Как тут не вспомнить легенду о сыне мясника из Стрэтфорда, сопровождавшего каждое заклание теленка монологом! Стрэтфордский слух, дошедший до Лондона, мог стать поводом для злоязычного остроумия…
Или было достаточно просто полагать, что Шекспир — сын мясника, чтобы игрой остроумия создать сюжет с его участием из модного неологизма kilcow? Легкое перепрыгивание с одного слова на другое, с ним созвучное, вчитывание в слово второго и третьего смысла, возвращение идиоматически стертому слову его первоначального значения — это и есть путь остромыслия, движущегося каламбурами и продуктивными аналогиями.

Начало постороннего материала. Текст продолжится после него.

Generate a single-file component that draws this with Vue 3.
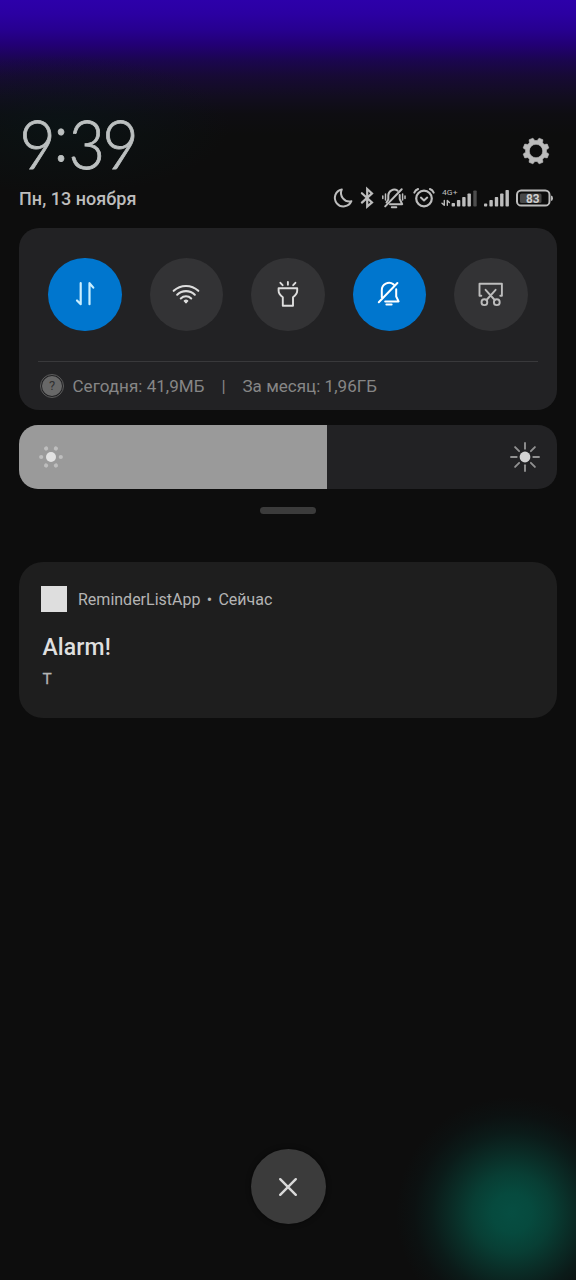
<script setup>
const gearPath = (() => {
  const points = []
  for (let i = 0; i < 8; i++) {
    const mid = 22.5 + i * 45
    for (const [offset, radius] of [[-16, 10.5], [-9, 13.2], [9, 13.2], [16, 10.5]]) {
      const a = ((mid + offset) * Math.PI) / 180
      points.push(`${(radius * Math.cos(a)).toFixed(2)} ${(radius * Math.sin(a)).toFixed(2)}`)
    }
  }
  return `M${points.join('L')}Z M6.7 0A6.7 6.7 0 1 0 -6.7 0A6.7 6.7 0 1 0 6.7 0Z`
})()

const tiles = [
  { name: 'data', active: true },
  { name: 'wifi', active: false },
  { name: 'torch', active: false },
  { name: 'mute', active: true },
  { name: 'screenshot', active: false },
]
const brightness = 57.3
const rays = [0, 45, 90, 135, 180, 225, 270, 315]
const dots = [0, 60, 120, 180, 240, 300]
</script>

<template>
  <main class="shade">
    <header class="header">
      <div class="top-row">
        <svg class="clock" viewBox="19 88 131 116"><text transform="scale(.94 1)" x="20.4 56.9 72.9 108.7" y="169 161 169 169">9:39</text></svg>
        <svg class="gear" viewBox="-14 -14 28 28"><path :d="gearPath" fill="#bcbcbc" fill-rule="evenodd" stroke="#bcbcbc" stroke-width=".6" stroke-linejoin="round" /></svg>
      </div>
      <div class="status-row">
        <span class="date">Пн, 13 ноября</span>
        <svg class="status" viewBox="330 184 226 28" fill="none" stroke="#bdbdbd" stroke-width="2" stroke-linecap="round" stroke-linejoin="round">
          <path d="M341.8 189.4A8.6 8.6 0 1 0 351.4 201.2A8.5 8.5 0 0 1 341.8 189.4Z" />
          <path d="M361.9 193.2L372 202.4L367.2 206.6V189L372 193.4L361.9 202.6" stroke-linejoin="miter" stroke-width="2.2" />
          <g>
            <path d="M386.5 202.5L388.3 199.5V195.5A6 6 0 0 1 397.5 190.6M399.7 195V199L402.2 204.2H390" />
            <path d="M385.2 206.4L401.7 189.2" />
            <path d="M391.8 207.2H396.3" />
            <path d="M385.5 194V200M402.6 194V200M382.8 196V198.4M405 196V198.4" stroke-width="1.5" />
          </g>
          <circle cx="424" cy="198.5" r="7.8" stroke-width="2.2" />
          <path d="M420.9 197.6L424 200.4L427.2 197.6M414.3 192.6Q415.4 190 418.1 189M433.7 192.6Q432.6 190 429.9 189" />
          <g stroke="none" fill="#bdbdbd">
            <text x="442" y="195.2" font-size="8" textLength="15.5" lengthAdjust="spacingAndGlyphs">4G+</text>
            <rect x="451.6" y="203" width="3.4" height="3.5" rx=".8" />
            <rect x="456.9" y="200" width="3.4" height="6.5" rx=".8" />
            <rect x="462.2" y="197" width="3.4" height="9.5" rx=".8" />
            <rect x="467.5" y="193.5" width="3.4" height="13" rx=".8" />
            <rect x="473.3" y="190.5" width="3.4" height="16" rx=".8" fill="#4d4d4d" />
            <rect x="484" y="203.5" width="3.2" height="3" rx=".8" />
            <rect x="489.4" y="200" width="3.4" height="6.5" rx=".8" />
            <rect x="494.8" y="197" width="3.4" height="9.5" rx=".8" />
            <rect x="500.1" y="193.5" width="3.4" height="13" rx=".8" />
            <rect x="505.5" y="190" width="3.4" height="16.5" rx=".8" />
            <rect x="520" y="193.5" width="21.5" height="9.5" rx="1.5" fill="#484848" />
            <text class="battery-value" x="526" y="202.8" font-size="12.5" textLength="13.5" lengthAdjust="spacingAndGlyphs">83</text>
            <path d="M551 195.5Q553 195.7 553 198.2T551 201Z" />
          </g>
          <path d="M444.3 200.5V205.3L442 203.2M447.3 205.3V200.5L449.4 202.6" stroke-width="1.4" />
          <rect x="517" y="190.6" width="32.5" height="15" rx="4.2" />
        </svg>
      </div>
    </header>

    <section class="card controls">
      <div class="tiles">
        <button v-for="tile in tiles" :key="tile.name" class="tile" :class="{ active: tile.active }">
          <svg viewBox="-20 -20 40 40" fill="none" stroke="#dedede" stroke-width="1.9" stroke-linecap="round" stroke-linejoin="round">
            <g v-if="tile.name === 'data'" stroke="#c9eeff" stroke-width="2.2">
              <path d="M-4.3 -10.8V10.2L-8 6.5M4.5 10.2V-10.8L8.3 -6.4" />
            </g>
            <g v-else-if="tile.name === 'wifi'" stroke-width="2.1">
              <path d="M-12.3 -3.2A18 18 0 0 1 12.3 -3.2M-8.8 .7A12.5 12.5 0 0 1 8.8 .7M-5.2 4.4A7.5 7.5 0 0 1 5.2 4.4" />
              <path d="M-1.8 6.9Q0 5.3 1.8 6.9L0 8.8Z" fill="#dedede" stroke-width="1.2" />
            </g>
            <g v-else-if="tile.name === 'torch'">
              <path d="M-9.4 -5.8H9.2V-3.2Q9.2 .2 5 3.2V11.7H-5.2V3.2Q-9.4 .2 -9.4 -3.2ZM-.1 -12.1V-9.2M-7.6 -11.2L-5.4 -8.8M7.4 -11.2L5.2 -8.8" />
            </g>
            <g v-else-if="tile.name === 'mute'" stroke="#fff" stroke-width="2">
              <path d="M-7.2 3.3V-3.7A7.3 7.3 0 0 1 4.5 -9.6M7.2 -4.7V2.5L9.6 7.4H-3.8M-10.2 8.2L8.4 -11" />
              <path d="M-2.6 10.6H2.6" />
            </g>
            <g v-else stroke="#bdbdbd">
              <path d="M-9.7 1.7H-11.5V-10.2H10.9V1.7H9.3M-5.4 -4.2L3.7 6M4.6 -4.2L-4.5 6" />
              <circle cx="-6.6" cy="8.2" r="2.9" /><circle cx="5.8" cy="8.2" r="2.9" />
            </g>
          </svg>
        </button>
      </div>
      <div class="usage">
        <span class="help"><span>?</span></span>
        <span class="today">Сегодня: 41,9МБ</span>
        <span class="bar">|</span>
        <span class="month">За месяц: 1,96ГБ</span>
      </div>
    </section>

    <section class="brightness">
      <div class="level" :style="{ width: brightness + '%' }">
        <svg class="dim-icon" viewBox="-15 -15 30 30">
          <circle r="5" fill="#e2e2e2" />
          <circle v-for="a in dots" :key="a" cx="9.8" r="2.1" fill="#bebebe" :transform="`rotate(${a})`" />
        </svg>
      </div>
      <svg class="sun-icon" viewBox="-15 -15 30 30">
        <circle r="5.4" fill="#d2d2d2" />
        <path v-for="a in rays" :key="a" d="M8.3 0H14" stroke="#919191" stroke-width="1.9" stroke-linecap="round" :transform="`rotate(${a})`" />
      </svg>
    </section>
    <div class="handle"></div>

    <article class="card notification">
      <div class="app-line">
        <span class="app-icon"></span>
        <span class="app-name">ReminderListApp</span><span class="bullet">•</span><span class="when">Сейчас</span>
      </div>
      <h2>Alarm!</h2>
      <p>Т</p>
    </article>

    <button class="clear">
      <svg viewBox="-10 -10 20 20"><path d="M-7.8 -7.8L7.8 7.8M7.8 -7.8L-7.8 7.8" fill="none" stroke="#dadada" stroke-width="2.4" stroke-linecap="round" /></svg>
    </button>
  </main>
</template>

<style>
body { background: #0d0d0d; }
</style>

<style scoped>
* { box-sizing: border-box; }
.shade {
  height: 1280px;
  padding: 0 19px 56px;
  display: flex;
  flex-direction: column;
  overflow: hidden;
  font-family: Roboto, "Noto Sans", sans-serif;
  background:
    radial-gradient(circle at 512px 1213px, #064e42 0, #064a3e 20px, #083e34 40px, #0a2c26 60px, #0b1b19 80px, #0c1111 98px, #0d0d0d00 116px),
    radial-gradient(ellipse 170px 70px at 60px 125px, #09181a88 0, #09181a00 100%),
    linear-gradient(#2d00aa 0, #2b00a2 14px, #270090 30px, #220074 45px, #1b0650 60px, #170a35 76px, #120d20 96px, #0e0d12 114px, #0d0d0d 135px);
}
button { border: 0; padding: 0; display: flex; align-items: center; justify-content: center; }
svg { display: block; flex: none; }
.header { height: 228px; padding-top: 108px; flex: none; }
.top-row { height: 76px; display: flex; justify-content: space-between; }
.clock { width: 131px; height: 116px; margin: -20px 0; font: 300 67px Lato, sans-serif; fill: #bcc0c0; stroke: #bcc0c0; stroke-width: .8px; }
.gear { width: 28px; height: 28px; margin: 29px 7px 0 0; }
.status-row { height: 28px; display: flex; justify-content: space-between; }
.date { font-size: 18px; line-height: 29px; font-weight: 500; color: #bdbdbd; white-space: nowrap; letter-spacing: .04px; }
.status { width: 226px; height: 28px; margin-right: 1px; }
.battery-value { font-weight: 700; fill: #d0d0d0; }
.card { flex: none; }
.controls { height: 182px; border-radius: 20px; background: #222224; padding: 29px 19px 0; }
.tiles { height: 105px; display: flex; justify-content: space-between; padding: .5px 10.5px 0 10px; border-bottom: 1px solid #39393b; }
.tile { width: 73.5px; height: 73.5px; border-radius: 50%; background: #333335; }
.tile.active { background: #0076ce; }
.tile svg { width: 40px; height: 40px; }
.usage { height: 48px; display: flex; align-items: center; font-size: 17px; color: #868686; white-space: nowrap; padding-left: 2px; letter-spacing: .03px; }
.help { width: 24px; height: 24px; border-radius: 50%; border: 1.5px solid #5c5c5c; padding: 1px; margin: -1px 8.5px 0 0; }
.help span { display: block; height: 20px; border-radius: 50%; background: #686868; color: #303030; font-size: 13px; line-height: 20px; text-align: center; }
.today { width: 149px; }
.bar { width: 21px; }
.brightness { height: 64px; margin-top: 15px; border-radius: 19px; background: #222224; overflow: hidden; display: flex; align-items: center; justify-content: space-between; flex: none; }
.level { height: 64px; display: flex; align-items: center; background: #9a9a9a; }
.dim-icon { width: 30px; height: 30px; margin-left: 17px; }
.sun-icon { width: 30px; height: 30px; margin-right: 17px; }
.handle { width: 56px; height: 7px; border-radius: 4px; background: #3b3b3b; margin: 18px auto 0; flex: none; }
.notification { height: 156px; margin-top: 48px; border-radius: 24px; background: #1e1e1e; padding: 24px 21.5px; }
.app-line { display: flex; align-items: center; height: 27px; font-size: 16px; color: #b4b4b4; }
.app-icon { width: 26.5px; height: 26.5px; background: #dedede; margin: -1px 11px 0 0; }
.bullet { width: 18px; text-align: center; }
h2 { margin: 21px 0 0 2px; font-size: 23px; line-height: 28px; font-weight: 500; color: #dfdfdf; letter-spacing: .1px; }
p { margin: 7px 0 0 2px; font-size: 15.5px; line-height: 20px; color: #b4b4b4; -webkit-text-stroke: .3px #b4b4b4; }
.clear { width: 75px; height: 75px; border-radius: 50%; background: #3b3b3b; margin: auto auto 0; flex: none; box-shadow: 0 0 5px #0008; }
.clear svg { width: 20px; height: 20px; }
</style>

Нэш, кажется, предоставил редкую возможность заглянуть в лабораторию острого слова и дал веское основание предположить, что остромыслы приняли активное участие в создании шекспировского мифа, снижающего и его стрэтфордское происхождение, и род его занятий по прибытии в Лондон. Нэш говорит о «глубоко начитанных учениках грамматической школы», питающихся крохами, падающими со стола переводчика, и за это именуемых им «ночными воронами». Про ворону мы услышим три года спустя от Грина, и тогда этот образ будет недвусмысленно обращен к Шекспиру.
Еще он называет этих «ворон» писцами, причем работающими в суде (Noverint)! И эту версию в отношении Шекспира мы уже слышали, а в отношении Кида она имеет несомненное подтверждение, хотя бы потому, что его отец был человеком именно этой профессии. Не встречаемся ли мы здесь со случаем перетолковывания факта — перенос мотива с одного драматурга на другого в целях создания собирательного сатирического образа?